TARIK SAHIN KEREM ARSLAN

Dividend Distribution in The Context of The Covid-19 Pandemic

Due to Coronavirus Disease COVID-19 Pandemic, most companies and enterprises have aligned their business operations to cope with the negative impact and mitigate the damages incurred.

To avoid transmission and spread of the disease, a lockdown has been imposed, and activities at some of the business places have been temporarily halted until further notice. Accordingly, the real sector has been inevitably affected, and the financial outlook of the companies have deteriorated as an adverse consequence of the disease.

To diminish the negative impact on the Turkish economy in general, one of the measures adopted and put into effect is the enactment of Law No: 7244 dated 16.04.2020 on mitigating the effect of the pandemic on social and economic life in Turkey.

Pursuant to Article 12 of the said Law, a provisional article has been incorporated into Turkish Commercial Code Numbered 6102, enabling the share capital companies to protect their shareholders’ equity during Corona times. Accordingly, until 30.09.2020;

  • Companies are allowed to distribute only up to %25 of the 2019 net profit as a dividend to their shareholders,
  • No dividend shall be distributed out of the profits or free reserves generated at financial years before 2019, and,
  • Board of Directors shall not be empowered by the General Assembly of the Shareholders with authority to make any advance dividend payment.
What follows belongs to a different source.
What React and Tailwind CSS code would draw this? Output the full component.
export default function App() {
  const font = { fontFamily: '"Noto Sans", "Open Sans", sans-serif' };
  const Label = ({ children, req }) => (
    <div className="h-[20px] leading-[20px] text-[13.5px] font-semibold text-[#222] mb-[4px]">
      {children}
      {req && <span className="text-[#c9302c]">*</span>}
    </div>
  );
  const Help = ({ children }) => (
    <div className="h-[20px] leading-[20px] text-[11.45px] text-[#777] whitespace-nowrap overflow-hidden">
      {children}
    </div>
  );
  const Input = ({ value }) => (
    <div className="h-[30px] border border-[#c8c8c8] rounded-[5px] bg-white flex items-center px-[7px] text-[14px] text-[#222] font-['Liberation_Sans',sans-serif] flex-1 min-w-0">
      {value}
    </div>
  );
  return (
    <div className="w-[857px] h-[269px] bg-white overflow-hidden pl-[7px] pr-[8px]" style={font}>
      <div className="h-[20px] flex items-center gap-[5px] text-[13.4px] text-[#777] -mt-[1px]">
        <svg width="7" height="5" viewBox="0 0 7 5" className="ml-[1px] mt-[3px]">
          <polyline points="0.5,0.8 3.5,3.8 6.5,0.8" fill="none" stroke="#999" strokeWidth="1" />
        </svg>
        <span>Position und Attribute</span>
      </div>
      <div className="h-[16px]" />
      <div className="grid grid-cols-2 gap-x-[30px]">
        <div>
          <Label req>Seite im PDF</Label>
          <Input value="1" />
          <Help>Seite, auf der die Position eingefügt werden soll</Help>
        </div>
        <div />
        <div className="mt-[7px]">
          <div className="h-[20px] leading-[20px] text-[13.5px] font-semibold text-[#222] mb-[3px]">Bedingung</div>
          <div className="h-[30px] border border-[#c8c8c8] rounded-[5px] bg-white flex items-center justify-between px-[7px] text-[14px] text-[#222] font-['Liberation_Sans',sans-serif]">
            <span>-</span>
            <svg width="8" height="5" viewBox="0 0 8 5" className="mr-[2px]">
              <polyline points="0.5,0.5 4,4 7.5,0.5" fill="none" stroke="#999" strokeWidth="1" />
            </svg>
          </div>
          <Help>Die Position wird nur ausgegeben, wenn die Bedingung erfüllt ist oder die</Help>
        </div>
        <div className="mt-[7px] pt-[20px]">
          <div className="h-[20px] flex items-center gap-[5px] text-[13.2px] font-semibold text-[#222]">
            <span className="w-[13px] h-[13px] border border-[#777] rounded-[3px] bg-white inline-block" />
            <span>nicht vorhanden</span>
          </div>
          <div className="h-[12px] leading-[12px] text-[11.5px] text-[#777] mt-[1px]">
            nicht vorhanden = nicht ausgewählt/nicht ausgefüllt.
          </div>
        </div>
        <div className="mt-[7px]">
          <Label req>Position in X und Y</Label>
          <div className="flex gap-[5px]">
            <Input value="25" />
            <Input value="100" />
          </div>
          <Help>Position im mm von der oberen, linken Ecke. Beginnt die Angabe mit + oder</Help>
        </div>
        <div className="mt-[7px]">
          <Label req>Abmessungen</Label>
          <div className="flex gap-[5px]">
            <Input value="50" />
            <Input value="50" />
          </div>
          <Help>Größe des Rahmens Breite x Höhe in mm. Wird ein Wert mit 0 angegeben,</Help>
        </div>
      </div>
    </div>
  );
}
The President shall have the authority to extend the foregoing measures beyond 30.09.2020 if deemed necessary.

Before enactment of the said law, if the general assembly of the shareholders of the company has been convened, and at that meeting distribution of dividend for the financial year 2019 has been agreed upon, but no payment has been effectuated yet, or partial payment has been made; then dividend payment for the amount exceeding %25 threshold figure shall only be made after 30.09.2020 unless the said deadline is extended or cut short with the discretion of the President.

In case general assembly of the company’s shareholders has been held before the enactment of the law whereby the resolution to distribute dividend out of 2019 profits above %25 threshold is adopted. Afterwards, dividend payment has been made before the law’s effective date. The decision and subsequent payment exceeding %25 are just fine and in line with the law.
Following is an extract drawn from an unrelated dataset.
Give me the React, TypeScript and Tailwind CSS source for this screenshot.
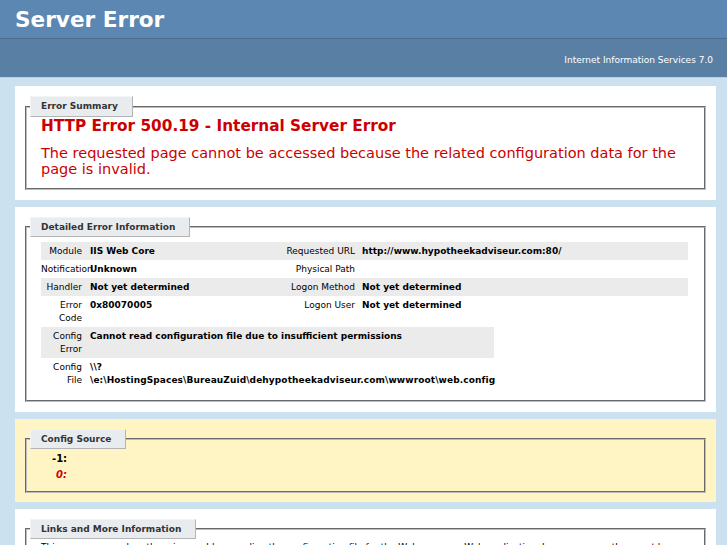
import React from 'react';

const Legend: React.FC<{ title: string; tall?: boolean }> = ({ title, tall }) => (
  <legend
    className={`ml-[-11px] border-t border-l border-t-[#f4f4f4] border-l-[#f4f4f4] border-r border-b border-r-[#b4b4b4] border-b-[#b4b4b4] bg-[#e8ecef] pl-[10px] pr-[14px] font-bold leading-[13px] text-[#333333] ${
      tall ? 'pt-[3px] pb-[3px]' : 'pt-[3px] pb-[2px]'
    }`}
  >
    {title}
  </legend>
);

const fieldsetCls = 'border-2 border-[#bdbdbd] [border-style:groove] px-[14px]';

interface DetailRow {
  left: string;
  leftValue: string;
  right: string;
  rightValue: string;
  alt: boolean;
}

const rows: DetailRow[] = [
  { left: 'Module', leftValue: 'IIS Web Core', right: 'Requested URL', rightValue: 'http://www.hypotheekadviseur.com:80/', alt: true },
  { left: 'Notification', leftValue: 'Unknown', right: 'Physical Path', rightValue: '', alt: false },
  { left: 'Handler', leftValue: 'Not yet determined', right: 'Logon Method', rightValue: 'Not yet determined', alt: true },
  { left: 'Error Code', leftValue: '0x80070005', right: 'Logon User', rightValue: 'Not yet determined', alt: false },
];

const App: React.FC = () => {
  return (
    <div className="min-h-[545px] bg-[#CBE1EF] font-['DejaVu_Sans',Verdana,sans-serif] text-[9px] text-black">
      {/* header */}
      <div className="h-[38px] bg-[#5C87B2] px-[15px] pt-[7px]">
        <h1 className="text-[21.6px] font-bold leading-[25px] text-white">Server Error</h1>
      </div>
      <div className="h-[40px] border-t border-b border-t-[#4A6C8E] border-b-[#C1CFDD] bg-[#5A7FA5] px-[14px] pt-[15px] text-right leading-[12px] text-white">
        Internet Information Services 7.0
      </div>

      <div className="ml-[15px] mr-[11px] pt-[8px]">
        {/* Error Summary */}
        <div className="bg-white p-[10px]">
          <fieldset className={`${fieldsetCls} pb-[11px]`}>
            <Legend title="Error Summary" tall />
            <h2 className="text-[15.3px] font-bold leading-[18px] text-[#CC0000]">
              HTTP Error 500.19 - Internal Server Error
            </h2>
            <h3 className="mt-[10px] text-[14.5px] leading-[16px] text-[#CC0000]">
              The requested page cannot be accessed because the related configuration data for the page is invalid.
            </h3>
          </fieldset>
        </div>

        {/* Detailed Error Information */}
        <div className="mt-[7px] bg-white p-[10px]">
          <fieldset className={`${fieldsetCls} pb-[11px]`}>
            <Legend title="Detailed Error Information" />
            <div className="mt-[5px] mr-[2px]">
              {rows.map((r) => (
                <div key={r.left} className={`flex leading-[13px] py-[2.5px] ${r.alt ? 'bg-[#ebebeb]' : ''}`}>
                  <div className="w-[49px] shrink-0 pr-[8px] text-right">{r.left}</div>
                  <div className="w-[172px] shrink-0 font-bold">{r.leftValue}</div>
                  <div className="w-[100px] shrink-0 pr-[7px] text-right">{r.right}</div>
                  <div className="flex-1 font-bold">{r.rightValue}</div>
                </div>
              ))}
              <div className="w-[453px]">
                <div className="flex bg-[#ebebeb] py-[2.5px] leading-[13px]">
                  <div className="w-[49px] shrink-0 pr-[8px] text-right">Config Error</div>
                  <div className="flex-1 font-bold">Cannot read configuration file due to insufficient permissions</div>
                </div>
                <div className="flex py-[2.5px] leading-[13px]">
                  <div className="w-[49px] shrink-0 pr-[8px] text-right">Config File</div>
                  <div className="flex-1 whitespace-nowrap font-bold tracking-[0.1px]">
                    {'\\\\?'}
                    <br />
                    {'\\e:\\HostingSpaces\\BureauZuid\\dehypotheekadviseur.com\\wwwroot\\web.config'}
                  </div>
                </div>
              </div>
            </div>
          </fieldset>
        </div>

        {/* Config Source */}
        <div className="mt-[7px] bg-[#fff5c4] p-[10px] pb-[9px]">
          <fieldset className={`${fieldsetCls} pb-[8px]`}>
            <Legend title="Config Source" />
            <div className="pt-[2px] text-[10px] font-bold leading-[16px]">
              <div className="pl-[11px]">-1:</div>
              <div className="pl-[15px] italic text-[#CC0000]">0:</div>
            </div>
          </fieldset>
        </div>

        {/* Links and More Information */}
        <div className="mt-[7px] bg-white p-[10px]">
          <fieldset className={`${fieldsetCls} pb-[10px]`}>
            <Legend title="Links and More Information" />
            <p className="mt-[2px] leading-[13px]">
              This error occurs when there is a problem reading the configuration file for the Web server or Web
              application. In some cases, the event logs may contain more information about what caused this error.
            </p>
          </fieldset>
        </div>
      </div>
    </div>
  );
};

export default App;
The said provision of the newly enacted law is a compulsory legal rule. Therefore, any companies’ decision in defiance of the provision shall be deemed a patent breach of the law.

In this regard; any decision taken at the general assembly meeting of the companies held between the periods of 16.04.2020 and 30.09.2020,

i) on the distribution of dividends above %25 of the profits generated at 2019 financial year, or,
ii) on the distribution of dividends out of the profits and reserve funds generated before the 2019 financial year, or,
iii) on authorizing the Board of Directors with the power to make any advance dividend payment might be challenged at the competent court with proper venue according to Article 445 of Turkish Commercial Code within three months upon the General Assembly Meeting date.

The lawsuit to set aside the decision of the General Assembly might be filed;

i) by the shareholders, who have attended to the pertinent General Assembly, voted against and incorporated their reservation into the minutes of the general assembly or,
ii) by the Board of Directors.

In case the decision to distribute dividends above 25% of the profits generated in the 2019 financial year has been taken at the general assembly meeting. However, such distribution has not been made yet, or only a partial payment has been made; any decision of the Board of Directors of the company to make or complete the payment above 25% thresholds before 30.09.2020 or beyond that date upon the discretion of the Presidency, then a Court decree might be obtained to declare the decision of Board of Directors of the company as null and void pursuant to Article 391 of Turkish Commercial Code. Besides, distribution of dividends above the threshold figure in the existence of explicit provisions of the law will lead to the liability of the Company’s Board of Directors.